In the unlikely event of loss of cabin pressure, oxygen masks will drop down. To start the flow of oxygen, simply insert your credit card to complete the transaction; $100 on-time departure fee; $25 delay complaint fee. View seating (formerly window seats), $110; Access seating (formerly aisle seats), $10; $20 to use roll-away stairs to enter or exit the aircraft in lieu of no-charge rope ladder alternative; $9 fee for bumping your head on the overhead bin as you take your seat; $3 additional penalty for looking up at the bin after you bump into it.
This kicked my hillbilly brain into road gear and caused a tsunami of new and creative ways that airlines can bilk the flying public in their never ending search for ways to enhance the bloated profits they crave.
SRO section. Passengers will be allowed to stand in the rear of the plane and talk with the flight attendants for a $20 fee that represents the usual cost of a lunch at a chain restaurant in Indiana. If passengers help serve the meals they will receive a $2 discount.
Seat Fee. Passengers will be issued an empty five gallon paint bucket from Splatto Paint Company with their boarding pass.
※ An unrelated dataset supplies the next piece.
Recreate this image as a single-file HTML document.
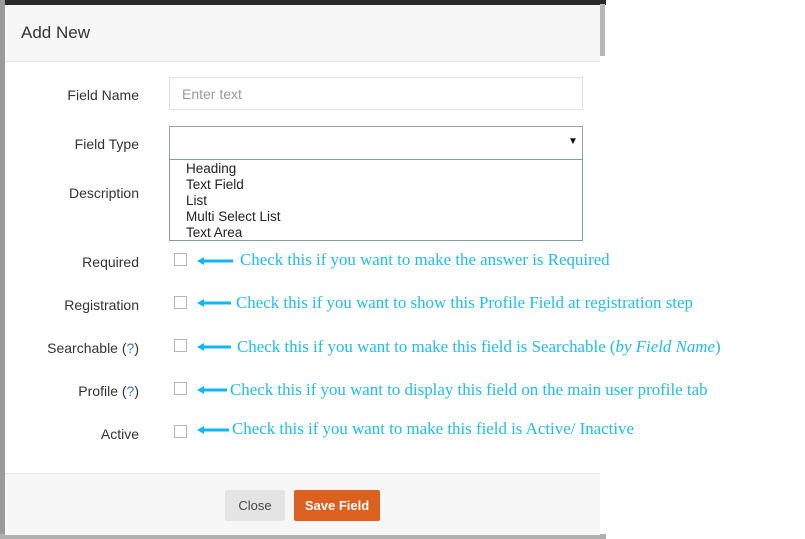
<!DOCTYPE html>
<html><head><style>
body{margin:0;width:805px;height:539px;background:#fff;position:relative;overflow:hidden;font-family:"Liberation Sans",sans-serif;}
.a{position:absolute}
.lbl{position:absolute;right:666px;font-size:14px;color:#333;white-space:nowrap}
.cb{position:absolute;left:174px;width:13px;height:13px;border:1px solid #b5b5b5;background:#fff;box-sizing:border-box}
.note{position:absolute;font-family:"Liberation Serif",serif;font-size:16.9px;color:#1ebdf0;white-space:nowrap}
.arr{position:absolute;left:195px}
</style></head><body>
<div class="a" style="left:0;top:0;width:606px;height:5px;background:#2a2a2a"></div>
<div class="a" style="left:0;top:0;width:5px;height:539px;background:#9a9a9a"></div>
<div class="a" style="left:0;top:534px;width:606px;height:5px;background:#b0b0b0"></div>
<div class="a" style="left:600px;top:4px;width:5px;height:52px;background:#b8b8b8"></div>
<div class="a" style="left:5px;top:5px;width:595px;height:56px;background:#f7f7f7;border-bottom:1px solid #e5e5e5"></div>
<div class="a" style="left:21px;top:23px;font-size:17px;color:#333">Add New</div>
<div class="a" style="left:5px;top:473px;width:595px;height:61px;background:#f7f7f7;border-top:1px solid #e5e5e5"></div>

<div class="lbl" style="top:87px">Field Name</div>
<div class="a" style="left:169px;top:77px;width:414px;height:33px;border:1px solid #e0e0e0;box-sizing:border-box;font-size:14px;color:#999;padding:8px 12px">Enter text</div>
<div class="lbl" style="top:136px">Field Type</div>
<div class="a" style="left:169px;top:126px;width:414px;height:34px;border:1px solid #a0a0a0;box-sizing:border-box"></div>
<div class="a" style="left:568px;top:136px;font-size:10px;color:#111">▼</div>
<div class="a" style="left:169px;top:159px;width:414px;height:82px;border:1px solid #7f9db9;box-sizing:border-box;font-size:13.5px;color:#222;line-height:16px;padding:1px 0 0 16px;background:#fff">Heading<br>Text Field<br>List<br>Multi Select List<br>Text Area</div>
<div class="lbl" style="top:185px">Description</div>

<div class="lbl" style="top:254px">Required</div>
<div class="lbl" style="top:297px">Registration</div>
<div class="lbl" style="top:340px">Searchable (<span style="color:#337ab7">?</span>)</div>
<div class="lbl" style="top:383px">Profile (<span style="color:#337ab7">?</span>)</div>
<div class="lbl" style="top:426px">Active</div>

<div class="cb" style="top:253px"></div>
<div class="cb" style="top:296px"></div>
<div class="cb" style="top:339px"></div>
<div class="cb" style="top:382px"></div>
<div class="cb" style="top:425px"></div>

<svg class="arr" style="top:255px" width="40" height="12"><path d="M2 6L9 2V4.5H38V7.5H9V10Z" fill="#12b6f0"/></svg>
<svg class="arr" style="top:297px" width="40" height="12"><path d="M2 6L9 2V4.5H36V7.5H9V10Z" fill="#12b6f0"/></svg>
<svg class="arr" style="top:341px" width="40" height="12"><path d="M2 6L9 2V4.5H36V7.5H9V10Z" fill="#12b6f0"/></svg>
<svg class="arr" style="top:384px" width="40" height="12"><path d="M2 6L9 2V4.5H32V7.5H9V10Z" fill="#12b6f0"/></svg>
<svg class="arr" style="top:424px" width="40" height="12"><path d="M2 6L9 2V4.5H34V7.5H9V10Z" fill="#12b6f0"/></svg>

<div class="note" style="left:240px;top:250px">Check this if you want to make the answer is Required</div>
<div class="note" style="left:236px;top:293px">Check this if you want to show this Profile Field at registration step</div>
<div class="note" style="left:237px;top:337px">Check this if you want to make this field is Searchable (<i>by Field Name</i>)</div>
<div class="note" style="left:230px;top:380px">Check this if you want to display this field on the main user profile tab</div>
<div class="note" style="left:232px;top:419px">Check this if you want to make this field is Active/ Inactive</div>

<div class="a" style="left:225px;top:490px;width:60px;height:31px;background:#e4e4e4;border-radius:2px;font-size:13px;color:#444;text-align:center;line-height:31px">Close</div>
<div class="a" style="left:294px;top:490px;width:86px;height:31px;background:#dc6020;border-radius:2px;font-size:13px;font-weight:bold;color:#fff;text-align:center;line-height:31px">Save Field</div>
</body></html>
They will turn it upside down and sit on it during the flight. If they pay a $30 seat fee then they may sit in a seat provided and use the bucket for a barf bag which incurs an additional puke payment fee of $5 whether it is used or not.
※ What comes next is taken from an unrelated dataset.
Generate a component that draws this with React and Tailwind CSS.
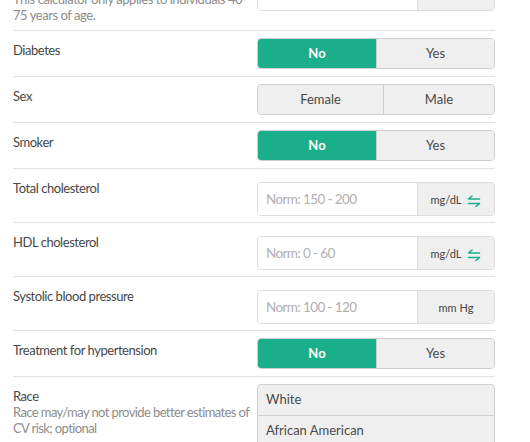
import React from 'react';

const SwapIcon = () => (
  <svg width="14" height="12" viewBox="0 0 14 12" fill="none" stroke="#1aae8a" strokeWidth="1.6" strokeLinecap="round">
    <path d="M1.5 4H12.5M1.5 4L5 1" />
    <path d="M1.5 8.5H12.5M12.5 8.5L9 11.5" />
  </svg>
);

const Toggle = ({ options, selected, widths }) => (
  <div className="flex h-[31px] w-[238px] rounded-[4px] border border-[#cfcfcf] overflow-hidden">
    {options.map((opt, i) => (
      <div
        key={opt}
        className={
          'flex items-center justify-center text-[13px] ' +
          (i > 0 ? 'border-l border-[#cfcfcf] ' : '') +
          (selected === i ? 'bg-[#1bae8b] text-white font-bold' : 'bg-[#efefef] text-[#4a4a4a]')
        }
        style={{ width: widths ? widths[i] : undefined, flex: widths ? 'none' : 1 }}
      >
        {opt}
      </div>
    ))}
  </div>
);

const NumInput = ({ placeholder, unit, swap }) => (
  <div className="mt-[6px] mb-[-1px] flex h-[34px] w-[238px] rounded-[4px] border border-[#dcdcdc] overflow-hidden">
    <div className="flex w-[159px] items-center bg-white pl-[8px] text-[13.5px] tracking-[-0.6px] text-[#b0b0b0]">{placeholder}</div>
    <div className="flex flex-1 items-center justify-center gap-[6px] border-l border-[#dcdcdc] bg-[#efefef] pt-[3px] text-[11px] text-[#444]">
      <span>{unit}</span>
      {swap && <SwapIcon />}
    </div>
  </div>
);

const Row = ({ label, desc, children }) => (
  <div className="flex items-start justify-between border-b border-[#e2e2e2] pt-[7px] pb-[7px]">
    <div className="pt-[4px] tracking-[-0.45px]">
      <div className="text-[13px] leading-[16px] text-[#484848]">{label}</div>
      {desc && <div className="w-[236px] text-[13px] leading-[16px] text-[#8c8c8c]">{desc}</div>}
    </div>
    {children}
  </div>
);

export default function App() {
  return (
    <div className="h-[442px] w-[530px] overflow-hidden bg-white" style={{ fontFamily: 'Lato, "Noto Sans", sans-serif' }}>
      <div className="ml-[13px] mt-[-36px] w-[482px]">
        <Row label="Age" desc="This calculator only applies to individuals 40-75 years of age.">
          <div className="mt-[6px] flex h-[34px] w-[238px] rounded-[4px] border border-[#dcdcdc] overflow-hidden">
            <div className="w-[159px] bg-white" />
            <div className="flex flex-1 items-center justify-center border-l border-[#dcdcdc] bg-[#efefef] text-[11px] text-[#444]">years</div>
          </div>
        </Row>
        <Row label="Diabetes">
          <Toggle options={['No', 'Yes']} selected={0} widths={[118, 118]} />
        </Row>
        <Row label="Sex">
          <Toggle options={['Female', 'Male']} selected={-1} widths={[125, 111]} />
        </Row>
        <Row label="Smoker">
          <Toggle options={['No', 'Yes']} selected={0} widths={[118, 118]} />
        </Row>
        <Row label="Total cholesterol">
          <NumInput placeholder="Norm: 150 - 200" unit="mg/dL" swap />
        </Row>
        <Row label="HDL cholesterol">
          <NumInput placeholder="Norm: 0 - 60" unit="mg/dL" swap />
        </Row>
        <Row label="Systolic blood pressure">
          <NumInput placeholder="Norm: 100 - 120" unit="mm Hg" />
        </Row>
        <Row label="Treatment for hypertension">
          <Toggle options={['No', 'Yes']} selected={0} widths={[118, 118]} />
        </Row>
        <div className="flex items-start justify-between pt-[7px]">
          <div className="pt-[4px] tracking-[-0.45px]">
            <div className="text-[13px] leading-[16px] text-[#484848]">Race</div>
            <div className="w-[240px] text-[13px] leading-[16px] tracking-[-0.6px] text-[#8c8c8c]">Race may/may not provide better estimates of CV risk; optional</div>
          </div>
          <div className="w-[238px] rounded-t-[4px] border border-[#cfcfcf] bg-[#efefef] text-[13px] text-[#4a4a4a]">
            <div className="flex h-[31px] items-center border-b border-[#cfcfcf] pl-[8px]">White</div>
            <div className="flex h-[31px] items-center border-b border-[#cfcfcf] pl-[8px]">African American</div>
            <div className="flex h-[31px] items-center pl-[8px]">Other</div>
          </div>
        </div>
      </div>
    </div>
  );
}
Lighting fee. There is a cost for lighting the cabin of an aircraft which airline CEOs are increasingly convinced should be borne by the flying public. Therefore, each passenger will be charged a $7 electric bill. This also helps to defer the cost of replacing light bulbs.
Fresh air fee. Fresh air is a requisite during boarding, taxiing and flight but it costs to operate the HVAC system that provides it. Ergo, passengers will be charged $10 utility bill for air-conditioning and environmental treatment fees.
Smoke and Burn Fee. When a huge airliner lands on the concrete runway the tires are suddenly forced to accelerate from 0 mph to nearly 200 mph in a microsecond. This causes rubber to be burned off and flat places appear on the tires causing a short life span such as NASCAR winners who ruin tires in a celebrative spin out. Therefore, a tire fee of $50 will be enacted the first of the month.
I wonder if airline executives have ever heard the story of the goose that laid the golden egg. Shhh or Shawnee Field will start charging also.